Stock Markets March 27, 2026

Liberty Defense Files U.S. IPO Prospectus, Seeks Nasdaq Capital Market Listing

Company proposes sale of up to 3,888,889 shares and offers pre-funded warrants to avoid ownership caps as it pursues a Nasdaq listing under 'DETX'

By Avery Klein LDDFF
Liberty Defense Files U.S. IPO Prospectus, Seeks Nasdaq Capital Market Listing
LDDFF

Liberty Defense Holdings has submitted a registration for an initial public offering in the United States and requested listing on the Nasdaq Capital Market. The British Columbia corporation proposes to sell as many as 3,888,889 common shares at an anticipated price range of $4.00 to $5.00 per share and plans to include pre-funded warrants for investors who would otherwise exceed a 9.99% beneficial ownership threshold.

Key Points

  • Liberty Defense filed for a U.S. initial public offering and applied to list on the Nasdaq Capital Market under the ticker "DETX".
  • The company proposes to offer up to 3,888,889 common shares at an estimated $4.00 to $5.00 per share; the offering includes pre-funded warrants for purchasers who would otherwise exceed a 9.99% beneficial ownership threshold.
  • The transaction has been notified to the TSX Venture Exchange and is described as a firm commitment underwritten offering, marking the companys planned entry into U.S. public markets - relevant to capital markets and exchange-listed equities.

Overview

Liberty Defense Holdings announced the filing of a U.S. initial public offering registration and an application to list on the Nasdaq Capital Market on Friday. The British Columbia company has proposed offering up to 3,888,889 common shares with an estimated price range of $4.00 to $5.00 per share.
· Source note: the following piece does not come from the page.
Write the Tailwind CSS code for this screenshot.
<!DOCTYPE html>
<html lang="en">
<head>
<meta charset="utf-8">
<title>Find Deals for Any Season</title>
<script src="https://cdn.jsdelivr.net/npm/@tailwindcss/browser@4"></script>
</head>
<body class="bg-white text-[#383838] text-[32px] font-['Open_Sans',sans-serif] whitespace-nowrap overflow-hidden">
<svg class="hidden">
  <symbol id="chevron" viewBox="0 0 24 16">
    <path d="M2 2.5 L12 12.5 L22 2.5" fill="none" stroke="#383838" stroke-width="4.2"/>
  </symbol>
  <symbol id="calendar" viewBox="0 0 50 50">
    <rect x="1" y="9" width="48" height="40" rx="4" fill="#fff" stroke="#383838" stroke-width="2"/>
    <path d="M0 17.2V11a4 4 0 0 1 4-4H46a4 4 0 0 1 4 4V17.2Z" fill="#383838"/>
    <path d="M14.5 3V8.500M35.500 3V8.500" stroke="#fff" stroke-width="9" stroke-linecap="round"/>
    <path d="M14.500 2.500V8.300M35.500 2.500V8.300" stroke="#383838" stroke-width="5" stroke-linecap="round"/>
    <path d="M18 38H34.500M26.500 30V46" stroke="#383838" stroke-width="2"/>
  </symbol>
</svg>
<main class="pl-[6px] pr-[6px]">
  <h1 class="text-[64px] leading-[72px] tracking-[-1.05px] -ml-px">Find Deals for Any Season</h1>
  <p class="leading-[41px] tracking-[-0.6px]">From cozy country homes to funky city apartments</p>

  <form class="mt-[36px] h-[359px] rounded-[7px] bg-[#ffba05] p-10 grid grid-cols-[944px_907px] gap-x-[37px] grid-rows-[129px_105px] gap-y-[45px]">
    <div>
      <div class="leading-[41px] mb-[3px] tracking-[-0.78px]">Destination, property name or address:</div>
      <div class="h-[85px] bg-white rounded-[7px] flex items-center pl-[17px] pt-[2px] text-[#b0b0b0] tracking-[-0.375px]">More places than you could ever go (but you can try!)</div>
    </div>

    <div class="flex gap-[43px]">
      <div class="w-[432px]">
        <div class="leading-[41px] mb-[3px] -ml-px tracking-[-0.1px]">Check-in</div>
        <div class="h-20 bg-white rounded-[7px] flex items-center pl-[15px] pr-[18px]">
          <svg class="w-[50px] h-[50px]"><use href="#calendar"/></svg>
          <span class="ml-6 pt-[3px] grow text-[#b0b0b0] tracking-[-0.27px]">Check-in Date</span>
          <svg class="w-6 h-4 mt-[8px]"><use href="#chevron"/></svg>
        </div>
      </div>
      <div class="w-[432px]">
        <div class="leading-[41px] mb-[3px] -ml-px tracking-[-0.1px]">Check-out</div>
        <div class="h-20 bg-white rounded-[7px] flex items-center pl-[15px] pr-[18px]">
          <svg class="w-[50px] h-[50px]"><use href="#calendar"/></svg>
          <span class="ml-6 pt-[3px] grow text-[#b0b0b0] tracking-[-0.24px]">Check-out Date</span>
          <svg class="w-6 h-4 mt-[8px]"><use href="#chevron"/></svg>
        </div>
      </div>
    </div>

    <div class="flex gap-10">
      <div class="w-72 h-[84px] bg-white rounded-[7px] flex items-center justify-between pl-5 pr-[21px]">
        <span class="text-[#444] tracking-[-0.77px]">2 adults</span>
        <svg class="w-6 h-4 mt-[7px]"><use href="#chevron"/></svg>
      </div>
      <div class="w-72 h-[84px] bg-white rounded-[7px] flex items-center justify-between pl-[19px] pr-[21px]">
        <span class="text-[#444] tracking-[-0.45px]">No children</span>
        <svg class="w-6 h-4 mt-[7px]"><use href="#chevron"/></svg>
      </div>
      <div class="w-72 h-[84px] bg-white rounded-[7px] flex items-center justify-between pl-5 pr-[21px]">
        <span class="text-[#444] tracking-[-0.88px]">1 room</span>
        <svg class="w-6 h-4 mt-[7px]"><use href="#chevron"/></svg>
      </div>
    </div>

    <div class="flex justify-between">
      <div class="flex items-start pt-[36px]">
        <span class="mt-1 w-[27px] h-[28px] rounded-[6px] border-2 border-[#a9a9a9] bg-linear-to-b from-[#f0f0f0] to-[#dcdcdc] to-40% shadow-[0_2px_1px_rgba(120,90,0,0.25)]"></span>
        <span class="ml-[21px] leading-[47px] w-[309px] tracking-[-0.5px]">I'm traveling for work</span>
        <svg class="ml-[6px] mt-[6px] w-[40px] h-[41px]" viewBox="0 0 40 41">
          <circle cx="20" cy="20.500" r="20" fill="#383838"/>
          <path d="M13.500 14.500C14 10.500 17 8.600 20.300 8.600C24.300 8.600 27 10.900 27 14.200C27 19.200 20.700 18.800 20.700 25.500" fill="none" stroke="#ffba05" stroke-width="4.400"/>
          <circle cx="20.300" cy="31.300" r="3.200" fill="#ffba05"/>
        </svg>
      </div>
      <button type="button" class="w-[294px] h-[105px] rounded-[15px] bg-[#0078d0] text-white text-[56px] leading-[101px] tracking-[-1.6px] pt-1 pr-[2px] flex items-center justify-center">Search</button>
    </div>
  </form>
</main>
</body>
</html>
Exchange listings and ticker plans

The company currently maintains trading relationships on multiple exchanges. It trades on the TSX Venture Exchange under the symbol "SCAN," on the OTCQB Venture Market as "LDDFF," and on the Frankfurt Stock Exchange under the symbol "4XS." In connection with the U.S. filing, Liberty Defense has applied to list on Nasdaq under the proposed symbol "DETX."

Structure of the offering

The offering structure includes the availability of pre-funded warrants for certain purchasers. These pre-funded warrants are intended for buyers whose equity purchases would otherwise cause their beneficial ownership to exceed 9.99% of the company's outstanding shares following completion of the offering. Each pre-funded warrant will be priced at the common share offering price minus $0.0001 and will carry an exercise price of $0.0001 per share.

According to the filing details, the pre-funded warrants will be immediately exercisable and may be exercised at any time until they have been fully exercised. The filing also notes a one-for-one adjustment: for every pre-funded warrant sold, the aggregate number of common shares offered will be reduced on a one-for-one basis.

Regulatory notice and market entry

Liberty Defense has notified the TSX Venture Exchange of the proposed offering. The company described the transaction as a firm commitment, underwritten offering, which it says represents its entry into the U.S. public markets.

Context limitations

The filing provides the specific terms listed above. It does not provide further detail in this announcement about the timetable for the offering, the underwriting syndicate, nor the final approval status of the Nasdaq listing application.


Note: This report reflects the information contained in the company's public filing and related exchange notifications. Where the filing specifies particular mechanisms or prices, those terms are presented without extrapolation beyond the filing text.

Risks

  • The Nasdaq listing application is at the application stage; final approval is not described in the filing and therefore remains uncertain - this affects the companys ability to list under the proposed "DETX" symbol.
  • Issuance of up to 3,888,889 common shares constitutes a share offering that may change the company's share count and ownership structure.
  • Purchasers who would exceed a 9.99% beneficial ownership threshold will receive pre-funded warrants instead of common shares, which alters how ownership is recorded and may affect investor dilution and ownership calculations.